# advice for unique case please...



## emmafreckles (Jun 8, 2009)

OK, here goes...

I am a 31 year old single woman with aspergers syndrome.  I have never had a sexual relationship with anyone, and probably never will, but I really want children so have been looking into IUI as possibly my only chance.  I have found this site and hope that someone can give me some advice.

Everywhere I look it says that clinics only give IUI treatment to couples, so am wondering if I will not get the chance.  Also, given my 'disability' (I use the term lightly as I do not see aspergers as a disability) I am not sure clinics will give me a fair chance.

I know it's highly unlikely anyone out there is in the same situation, but was wondering people's thoughts on this?

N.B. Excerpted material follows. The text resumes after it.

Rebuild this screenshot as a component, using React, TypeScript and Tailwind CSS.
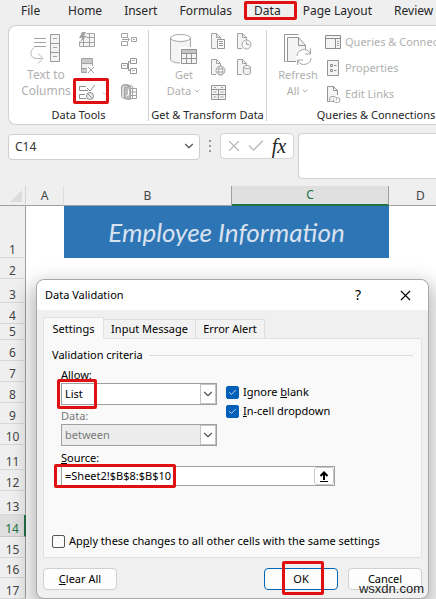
import type { ReactNode } from "react"
import { useState } from "react"
import { Check, ChevronDown, X } from "lucide-react"

const TABS = ["File", "Home", "Insert", "Formulas", "Data", "Page Layout", "Review"]

const ROWS = [
  { n: 2, height: "h-[21px]" },
  { n: 3, height: "h-[24px]" },
  { n: 4, height: "h-[21px]" },
  { n: 5, height: "h-[16px]" },
  { n: 6, height: "h-[21px]" },
  { n: 7, height: "h-[21px]" },
  { n: 8, height: "h-[21px]" },
  { n: 9, height: "h-[21px]" },
  { n: 10, height: "h-[21px]" },
  { n: 11, height: "h-[25px]" },
  { n: 12, height: "h-[21px]" },
  { n: 13, height: "h-[24px]" },
  { n: 14, height: "h-[22px]" },
  { n: 15, height: "h-[21px]" },
  { n: 16, height: "h-[20px]" },
  { n: 17, height: "h-[21px]" },
]

// Red frame drawn over the step that has to be clicked
function Highlight({ className }: { className: string }) {
  return <span className={`absolute z-10 border-3 border-[#e01010] rounded-[2px] pointer-events-none ${className}`} />
}

function Art({ w, h, children }: { w: number; h: number; children: ReactNode }) {
  return (
    <svg width={w} height={h} viewBox={`0 0 ${w} ${h}`} fill="none" stroke="#a3a3a3" strokeWidth="1" aria-hidden="true">
      {children}
    </svg>
  )
}

function TextToColumnsIcon() {
  return (
    <Art w={32} h={32}>
      <path d="M4 4.500h12M4 8.500h12M4 12.500h12" />
      <path d="M20.500 .5h9v27h-9zM20.500 9.500h9M20.500 18.500h9" fill="#f3f3f3" stroke="#999" />
      <path d="M23 4.500h4M23 13.500h4M23 22.500h4" />
      <path d="M4 13.500C-.5 17 0 24 6 24.500h6M8 19.500l5 5-5 5" stroke="#b8b8b8" />
    </Art>
  )
}

function FlashFillIcon() {
  return (
    <Art w={16} h={16}>
      <path d="M7.500 1.500h8v13h-15v-5M.5 10.500h15M4.500 6v8.500M10.500 1.500v13M7.500 5.500h8" fill="#f3f3f3" />
      <path d="M3 0h4L5 4h3L1 10l2-4H0z" fill="#a3a3a3" stroke="none" />
    </Art>
  )
}

function RemoveDuplicatesIcon() {
  return (
    <Art w={16} h={16}>
      <path d="M2.500.5h11v14h-11z" fill="#f0f0f0" />
      <path d="M3 1h10v4H3zM3 10h6v4H3z" fill="#c9c9c9" stroke="none" />
      <path d="M2.500 5.500h11M2.500 10.500h7" />
      <path d="M8 8h8v8H8z" fill="#fff" stroke="none" />
      <path d="M9 9l6 6M15 9l-6 6" />
    </Art>
  )
}

function ValidationIcon() {
  return (
    <Art w={16} h={16}>
      <path d="M7 2.500H.5v4H9M6 10.500H.5v4H7M8 4l3 3 5-6" stroke="#8f8f8f" />
      <circle cx="11" cy="12" r="3.500" fill="#eee" stroke="#8f8f8f" />
      <path d="M8.500 9.500l5 5" stroke="#8f8f8f" />
    </Art>
  )
}

function ConsolidateIcon() {
  return (
    <Art w={16} h={16}>
      <path d="M.5 1.500h6v4h-6zM.5 9.500h6v4h-6zM10.500 5.500h5v4h-5zM1 7.500h7M6.500 5.500l2 2-2 2M12 7.500h2" />
    </Art>
  )
}

function RelationshipsIcon() {
  return (
    <Art w={16} h={16}>
      <path d="M9.500.5h6v5h-6zM9.500 10.500h6v5h-6zM.5 5.500h6v5h-6zM6.500 8.500h1M9.500 3.500h-2v9h2" stroke="#949494" />
      <path d="M11 2.500h3M11 12.500h3M2 7.500h3" stroke="#b0b0b0" />
    </Art>
  )
}

function DataModelIcon() {
  return (
    <Art w={16} h={16}>
      <path d="M.5 3v9c0 2 3 3 7 3V1C3 0 .5 1 .5 3z" fill="#ddd" />
      <path d="M7.500 4.500h8v10h-8M11.500 4v11M8 8h8M8 11.500h8M.5 3C3 .5 10 .5 12 3v1.500" />
      <path d="M3.500 3.500l6-1v13l-6-1z" fill="#bbb" />
      <path d="M7.500 5.500v5q0 2-2 1" stroke="#fff" />
    </Art>
  )
}

function GetDataIcon() {
  return (
    <Art w={28} h={31}>
      <path d="M.5 4v21c0 3 5 4 10 4s10-1 10-4V4" fill="#f4f4f4" />
      <ellipse cx="10.500" cy="4" rx="10" ry="3.500" fill="#fff" />
      <path d="M10 13h18v18H10z" fill="#fff" stroke="none" />
      <path d="M11.500 15.500h15v14h-15z" fill="#f4f4f4" stroke="#949494" />
      <path d="M11.500 15.500h15v4h-15z" fill="#c4c4c4" stroke="#949494" />
      <path d="M16.500 19v10.500M21.500 19v10.500M11.500 24.500h15" stroke="#949494" />
    </Art>
  )
}

function PageShape() {
  return (
    <>
      <path d="M5 15.500H.5V.5h5l4 4V7" fill="#f4f4f4" />
      <path d="M5.500.5v4h4" />
    </>
  )
}

function TextSourceIcon() {
  return (
    <Art w={15} h={17}>
      <PageShape />
      <path d="M6.500 6.500h7v9h-7zM8 8.500h4M8 10.500h4M8 12.500h4" fill="#fff" stroke="#969696" />
    </Art>
  )
}

function RecentSourceIcon() {
  return (
    <Art w={15} h={17}>
      <PageShape />
      <circle cx="9.500" cy="11.500" r="4.500" fill="#f8f8f8" />
      <path d="M9.500 8.500v3h3" />
    </Art>
  )
}

function WebSourceIcon() {
  return (
    <Art w={15} h={17}>
      <PageShape />
      <circle cx="9.500" cy="11.500" r="4.500" fill="#fff" />
      <ellipse cx="9.500" cy="11.500" rx="2" ry="4.500" />
      <path d="M5.500 10h8M5.500 13h8" />
    </Art>
  )
}

function DatabaseSourceIcon() {
  return (
    <Art w={15} h={17}>
      <PageShape />
      <path d="M6.500 8v6c0 2 7 2 7 0V8" fill="#f0f0f0" />
      <ellipse cx="10" cy="8" rx="3.500" ry="1.500" fill="#fff" />
    </Art>
  )
}

function TableSourceIcon() {
  return (
    <Art w={15} h={16}>
      <path d="M.5.5h14v14H.5zM.5 4.500h14M.5 9.500h14M7.500 4.500v10" fill="#f4f4f4" stroke="#949494" />
      <path d="M3 2.500h2M10 2.500h2M2.500 7h3M9.500 7h3M2.500 12h3M9.500 12h3" />
    </Art>
  )
}

function RefreshIcon() {
  return (
    <Art w={28} h={31}>
      <path d="M2.500 27.500h-2V.5h14" stroke="#949494" />
      <path d="M12 27.500H3.500v-24h11l7 8V15" fill="#f4f4f4" stroke="#949494" />
      <path d="M14.500 3.500v8h7" stroke="#949494" />
      <circle cx="20" cy="23" r="8" fill="#fff" stroke="none" />
      <path d="M13 22a7 7 0 0 1 13-3M26.500 14.500V20H21M27 24a7 7 0 0 1-13 3M13.500 31v-5H19" />
    </Art>
  )
}

function QueriesIcon() {
  return (
    <Art w={16} h={15}>
      <path d="M.5.5h15v13H.5zM.5 3.500h15M10.500 3.500v10" fill="#f4f4f4" stroke="#8c8c8c" />
      <path d="M12 6.500h2M12 8.500h2M12 10.500h2" />
    </Art>
  )
}

function PropertiesIcon() {
  return (
    <Art w={16} h={16}>
      <path d="M2.500.5h11v15h-11z" fill="#f4f4f4" stroke="#949494" />
      <path d="M5.500 4.500h2v2h-2zM5.500 9.500h2v2h-2zM9 5.500h2.500M9 10.500h2.500" stroke="#8c8c8c" />
    </Art>
  )
}

function EditLinksIcon() {
  return (
    <Art w={16} h={17}>
      <path d="M5 15.500H2.500V.5h6l4 4V9" fill="#f4f4f4" stroke="#949494" />
      <path d="M8.500.5v4h4" stroke="#949494" />
      <path d="M9 15.500H7a2.500 2.500 0 0 1 0-5h2a2.500 2.500 0 0 1 2 4M11.500 11.500h1a2.500 2.500 0 0 1 0 5h-2a2.500 2.500 0 0 1-1.500-4" />
    </Art>
  )
}

function ToolButton({ label, children }: { label: string; children: ReactNode }) {
  return (
    <button type="button" aria-label={label} className="flex h-4 items-center">
      {children}
    </button>
  )
}

function BigButton({ icon, lines, menu, className }: { icon: ReactNode; lines: string[]; menu?: boolean; className: string }) {
  return (
    <button type="button" className={`flex flex-col items-center leading-4 text-[#b0b0b0] ${className}`}>
      <span className="h-[33px]">{icon}</span>
      <span>{lines[0]}</span>
      <span className="flex items-center gap-0.5">
        {lines[1]}
        {menu && <ChevronDown size={8} strokeWidth={3} />}
      </span>
    </button>
  )
}

function LinkButton({ icon, label }: { icon: ReactNode; label: string }) {
  return (
    <button type="button" className="flex h-[18px] items-center gap-1 whitespace-nowrap">
      {icon}
      {label}
    </button>
  )
}

function Group({ title, className, children }: { title: string; className: string; children: ReactNode }) {
  return (
    <section className={`flex shrink-0 flex-col justify-between ${className}`}>
      <div className="flex">{children}</div>
      <h2 className="text-center leading-3 whitespace-nowrap text-[#262626]">{title}</h2>
    </section>
  )
}

function Ribbon() {
  return (
    <div className="ml-2 flex h-[100px] overflow-hidden rounded-l-lg border border-r-0 border-[#d0d0d0] bg-white pt-1 pb-[3px] text-[11px]">
      <Group title="Data Tools" className="w-[140px] border-r border-[#d0d0d0]">
        <BigButton icon={<TextToColumnsIcon />} lines={["Text to", "Columns"]} className="w-[66px] pt-1 pl-2 text-xs leading-4" />
        <div className="flex w-[42px] flex-col gap-2.5 pt-0.5 pl-1">
          <ToolButton label="Flash Fill"><FlashFillIcon /></ToolButton>
          <ToolButton label="Remove Duplicates"><RemoveDuplicatesIcon /></ToolButton>
          <div className="relative flex">
            <ToolButton label="Data Validation"><ValidationIcon /></ToolButton>
            <ChevronDown size={7} className="mt-1.5 ml-1.5 text-[#a3a3a3]" />
            <Highlight className="-top-1.5 -left-1.5 h-[26px] w-9" />
          </div>
        </div>
        <div className="flex flex-col gap-2.5 pt-0.5 pl-1">
          <ToolButton label="Consolidate"><ConsolidateIcon /></ToolButton>
          <ToolButton label="Relationships"><RelationshipsIcon /></ToolButton>
          <ToolButton label="Manage Data Model"><DataModelIcon /></ToolButton>
        </div>
      </Group>
      <Group title="Get & Transform Data" className="w-[118px] border-r border-[#d0d0d0]">
        <BigButton icon={<GetDataIcon />} lines={["Get", "Data"]} menu className="w-[62px] pt-1 pl-2" />
        <div className="grid grid-cols-[26px_16px] content-start gap-y-2.5 pt-[3px]">
          <ToolButton label="From Text/CSV"><TextSourceIcon /></ToolButton>
          <ToolButton label="Recent Sources"><RecentSourceIcon /></ToolButton>
          <ToolButton label="From Web"><WebSourceIcon /></ToolButton>
          <ToolButton label="Existing Connections"><DatabaseSourceIcon /></ToolButton>
          <ToolButton label="From Table/Range"><TableSourceIcon /></ToolButton>
        </div>
      </Group>
      <Group title="Queries & Connections" className="w-[218px]">
        <BigButton icon={<RefreshIcon />} lines={["Refresh", "All"]} menu className="w-[58px] pt-1 pl-1" />
        <div className="flex flex-col gap-2 pt-[3px] text-[#b0b0b0]">
          <LinkButton icon={<QueriesIcon />} label="Queries & Connections" />
          <LinkButton icon={<PropertiesIcon />} label="Properties" />
          <LinkButton icon={<EditLinksIcon />} label="Edit Links" />
        </div>
      </Group>
    </div>
  )
}

function FormulaBar() {
  return (
    <div className="flex h-[53px] items-start pl-2">
      <div className="relative w-48">
        <input
          aria-label="Name Box"
          defaultValue="C14"
          className="h-[26px] w-full rounded-[4px] border border-[#cfcfcf] bg-white pl-1.5 text-xs text-[#333]"
        />
        <ChevronDown size={14} className="pointer-events-none absolute top-1.5 right-1 text-[#555]" />
      </div>
      <div className="flex h-[26px] w-5 flex-col items-center justify-center gap-[3px]">
        <i className="size-0.5 bg-[#999]" />
        <i className="size-0.5 bg-[#999]" />
        <i className="size-0.5 bg-[#999]" />
      </div>
      <div className="flex h-[26px] w-[74px] items-center justify-between rounded-[4px] border border-[#d4d4d4] bg-white px-1">
        <button type="button" aria-label="Cancel entry"><X size={18} strokeWidth={1.5} className="text-[#b5b5b5]" /></button>
        <button type="button" aria-label="Enter"><Check size={20} strokeWidth={1.5} className="text-[#b5b5b5]" /></button>
        <button type="button" className="w-5 font-['Liberation_Serif',serif] text-xl leading-5 text-[#222] italic">fx</button>
      </div>
      <textarea
        aria-label="Formula"
        className="ml-1 h-[46px] min-w-0 flex-1 resize-none rounded-l-[4px] border border-r-0 border-[#cfcfcf] bg-white"
      />
    </div>
  )
}

function Sheet() {
  return (
    <table className="w-full table-fixed border-separate border-spacing-0 bg-white text-xs text-[#444]">
      <colgroup>
        <col className="w-[26px]" />
        <col className="w-[38px]" />
        <col className="w-[168px]" />
        <col className="w-[157px]" />
        <col />
      </colgroup>
      <thead>
        <tr className="h-5 bg-[#efefef] leading-4">
          <th className="border-r border-b border-r-[#d4d4d4] border-b-[#a0a0a0] p-0">
            <svg width="12" height="12" viewBox="0 0 12 12" className="ml-2.5" aria-hidden="true">
              <path d="M12 0v12H0z" fill="#dcdcdc" />
            </svg>
          </th>
          <th className="border-r border-b border-r-[#dcdcdc] border-b-[#a0a0a0] p-0 font-normal">A</th>
          <th className="border-r border-b border-[#a0a0a0] p-0 font-normal">B</th>
          <th className="border-r border-b-2 border-r-[#a0a0a0] border-b-[#217346] bg-[#e0e0e0] p-0 font-normal text-[#217346]">C</th>
          <th className="border-b border-[#a0a0a0] p-0 pl-4 font-normal">D</th>
        </tr>
      </thead>
      <tbody className="leading-[15px]">
        <tr className="h-[52px]">
          <th className="border-r border-b border-r-[#a0a0a0] border-b-[#d8d8d8] bg-[#efefef] p-0 align-bottom font-normal">1</th>
          <td />
          <td colSpan={2} className="bg-[#2e75b6] p-0 text-center font-['Lato',sans-serif] text-[26px] leading-8 text-[#d9e2ef] italic">
            Employee Information
          </td>
          <td />
        </tr>
        {ROWS.map((row) => (
          <tr key={row.n} className={row.height}>
            <th
              className={
                row.n === 14
                  ? "border-r-2 border-b border-r-[#217346] border-b-[#c8c8c8] bg-[#dedede] p-0 align-bottom font-normal text-[#217346]"
                  : "border-r border-b border-r-[#a0a0a0] border-b-[#d8d8d8] bg-[#efefef] p-0 align-bottom font-normal"
              }
            >
              {row.n}
            </th>
            <td colSpan={4} className="p-0" />
          </tr>
        ))}
      </tbody>
    </table>
  )
}

function SelectBox({ id, options, disabled }: { id: string; options: string[]; disabled?: boolean }) {
  return (
    <div className="relative w-[156px]">
      <select
        id={id}
        disabled={disabled}
        className="h-[22px] w-full appearance-none border border-[#a0a0a0] bg-white pl-[3px] leading-4 text-black disabled:bg-[#ececec] disabled:text-[#7a7a7a] disabled:opacity-100"
      >
        {options.map((option) => (
          <option key={option}>{option}</option>
        ))}
      </select>
      <span className="pointer-events-none absolute inset-y-px right-px flex w-4 items-center justify-center border border-[#c4c4c4] bg-white">
        <ChevronDown size={14} strokeWidth={2} className="shrink-0 text-[#555]" />
      </span>
    </div>
  )
}

function CheckBox({ checked, onChange, children }: { checked: boolean; onChange: (value: boolean) => void; children: ReactNode }) {
  return (
    <label className="flex items-center gap-1">
      <span className="relative flex size-[13px] items-center justify-center">
        <input
          type="checkbox"
          checked={checked}
          onChange={(e) => onChange(e.target.checked)}
          className="size-[13px] appearance-none rounded-[2px] border border-[#555] bg-[#fafafa] checked:border-[#005fb8] checked:bg-[#005fb8]"
        />
        {checked && <Check size={9} strokeWidth={2} className="pointer-events-none absolute text-white" />}
      </span>
      <span className="whitespace-nowrap">{children}</span>
    </label>
  )
}

function ValidationDialog() {
  const [ignoreBlank, setIgnoreBlank] = useState(true)
  const [inCell, setInCell] = useState(true)
  const [applyAll, setApplyAll] = useState(false)

  return (
    <div
      role="dialog"
      aria-label="Data Validation"
      className="absolute top-[279px] right-[7px] left-[36px] rounded-lg border border-[#a8a8a8] bg-[#f0f0f0] text-[11px] leading-4 text-black shadow-[0_10px_20px_6px_rgba(0,0,0,0.26)]"
    >
      <header className="flex h-[30px] items-center rounded-t-lg bg-white pr-3.5 pl-2">
        <h1 className="flex-1">Data Validation</h1>
        <button type="button" aria-label="Help" className="mr-9 text-sm leading-4">?</button>
        <button type="button" aria-label="Close"><X size={17} strokeWidth={1.5} /></button>
      </header>

      <div className="px-[6px] pt-[7px] pb-2">
        <div role="tablist" className="flex items-end">
          <button type="button" role="tab" aria-selected="true" className="relative z-[1] -mb-px h-[22px] w-[61px] border border-b-0 border-[#e2e2e2] bg-[#f9f9f9]">
            Settings
          </button>
          <button type="button" role="tab" aria-selected="false" className="h-[19px] w-[92px] border-t border-r border-[#dedede] bg-[#f2f2f2]">Input Message</button>
          <button type="button" role="tab" aria-selected="false" className="h-[19px] w-[69px] border-t border-r border-[#dedede] bg-[#f2f2f2]">Error Alert</button>
        </div>

        <div className="border border-[#e2e2e2] bg-[#f9f9f9] px-2 pt-2 pb-2">
          <div className="flex items-center gap-1.5">
            <span>Validation criteria</span>
            <span className="h-px flex-1 bg-[#dcdcdc]" />
          </div>

          <div className="flex gap-[9px] pt-1 pl-[9px]">
            <div className="flex flex-col">
              <label htmlFor="allow" className="leading-4"><u>A</u>llow:</label>
              <div className="relative">
                <SelectBox id="allow" options={["List", "Any value", "Whole number"]} />
                <Highlight className="-top-1 -left-1 h-[30px] w-10" />
              </div>
              <label htmlFor="data" className="pt-[3px] leading-4 text-[#777]">Data:</label>
              <SelectBox id="data" options={["between", "not between"]} disabled />
            </div>
            <div className="flex flex-col gap-[3px] pt-[17px]">
              <CheckBox checked={ignoreBlank} onChange={setIgnoreBlank}>Ignore <u>b</u>lank</CheckBox>
              <CheckBox checked={inCell} onChange={setInCell}><u>I</u>n-cell dropdown</CheckBox>
            </div>
          </div>

          <div className="pt-1 pl-[9px]">
            <label htmlFor="source" className="block"><u>S</u>ource:</label>
            <div className="relative flex h-5 w-[274px] border border-[#a0a0a0] bg-white">
              <input id="source" defaultValue="=Sheet2!$B$8:$B$10" className="min-w-0 flex-1 pl-[3px]" />
              <button type="button" aria-label="Collapse dialog" className="flex w-5 items-center justify-center rounded-[3px] border border-[#c8c8c8]">
                <svg width="10" height="11" viewBox="0 0 10 11" fill="none" stroke="#000" aria-hidden="true">
                  <path d="M5 9V2M1.500 5L5 1.500 8.500 5" strokeWidth="2" />
                  <path d="M1 10.500h8" />
                </svg>
              </button>
              <Highlight className="-top-[3px] -left-2 h-6 w-[122px]" />
            </div>
          </div>

          <div className="pt-[47px]">
            <CheckBox checked={applyAll} onChange={setApplyAll}>
              Ap<u>p</u>ly these changes to all other cells with the same settings
            </CheckBox>
          </div>
        </div>

        <footer className="flex justify-between pt-2.5">
          <button type="button" className="h-[22px] w-[74px] rounded-[4px] border border-[#d0d0d0] bg-[#fdfdfd]"><u>C</u>lear All</button>
          <div className="flex gap-2.5">
            <button type="button" className="relative h-[22px] w-[74px] rounded-[4px] border border-[#0067b8] bg-[#fdfdfd]">
              OK
              <Highlight className="-top-2 left-[17px] h-[34px] w-[42px]" />
            </button>
            <button type="button" className="h-[22px] w-[74px] rounded-[4px] border border-[#d0d0d0] bg-[#fdfdfd]">Cancel</button>
          </div>
        </footer>
      </div>
    </div>
  )
}

export default function App() {
  return (
    <main className="relative h-screen overflow-hidden bg-[#efefef] font-['Noto_Sans',sans-serif]">
      <nav className="flex h-[25px] items-center gap-[22px] pb-1 pl-[21px] text-xs leading-5 whitespace-nowrap text-[#262626]">
        {TABS.map((tab) => (
          <a key={tab} href="#" className="relative min-w-[25px]">
            {tab}
            {tab === "Data" && <Highlight className="top-0 -left-2.5 h-[19px] w-[53px]" />}
          </a>
        ))}
      </nav>
      <Ribbon />
      <div className="pt-2">
        <FormulaBar />
      </div>
      <Sheet />
      <ValidationDialog />
      <span className="absolute right-3 bottom-0.5 font-['Liberation_Sans',sans-serif] text-[13px] leading-4 text-[#222]">wsxdn.com</span>
    </main>
  )
}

Thank you in advance for your help.


----------



## Suzie (Jan 22, 2004)

I just want to say welcome  to FF  

I dont really have any words of advice but I am sure that the lovely members will come up with some 

You have come to the right place for support 

Suzie x


----------



## professor waffle (Apr 23, 2005)

Hi Emma & welcome to FF! 

I'm sure you would find some good advice on the single ladies board here

http://www.fertilityfriends.co.uk/forum/index.php?board=403.0

Not sure if anyone would be able to advise specifically about Aspergers but I'm sure it shouldn't be taken into consideration if you want to have a baby.

Good luck hon


----------



## Guest (Jun 9, 2009)

Hi Emma, don't know where you got that info from but I was wondering if you were talking about private or NHS treatment. My partner and I are female and we cannot get NHS treatment as it is very hard to prove infertility when you cannot try to concieve in the 'convensional' way ie. a year or so of regular sex. I think it is the same for single woman so you would have to pay but you can have any form of fertility treatment that you and your consultant would feel is necessary following blood tests etc.
With regards to your Aspergers, everyone has to go through a basic counselling session before starting treatment to discuss how they feel about treatment and the use of a donor etc and I don't see why you would be any different to any other parent going through this process.
I wish you loads of luck on your journey


----------



## emmafreckles (Jun 8, 2009)

I know I'd have to go private because I don't qualify for NHS treatment, so looked into a couple of places locally and they said about preferring couples because it was 'better for the child' but I know plenty of children who are better off with only one parent, so I guess I'll just have to convince them that I can do a good enough job on my own!  Plus my mum is very supportive of my decision so hopefully that would be a positive for my case too.

Thank you for your advice so far, it's good to know I'm not alone!


----------



## kelz2009 (Jan 18, 2009)

Hiya I am with london womens clinic and I know they treat single people, as there are a few in my clinic doing tx now.  hope they will give you the answers u are looking for all the best kelz xx


----------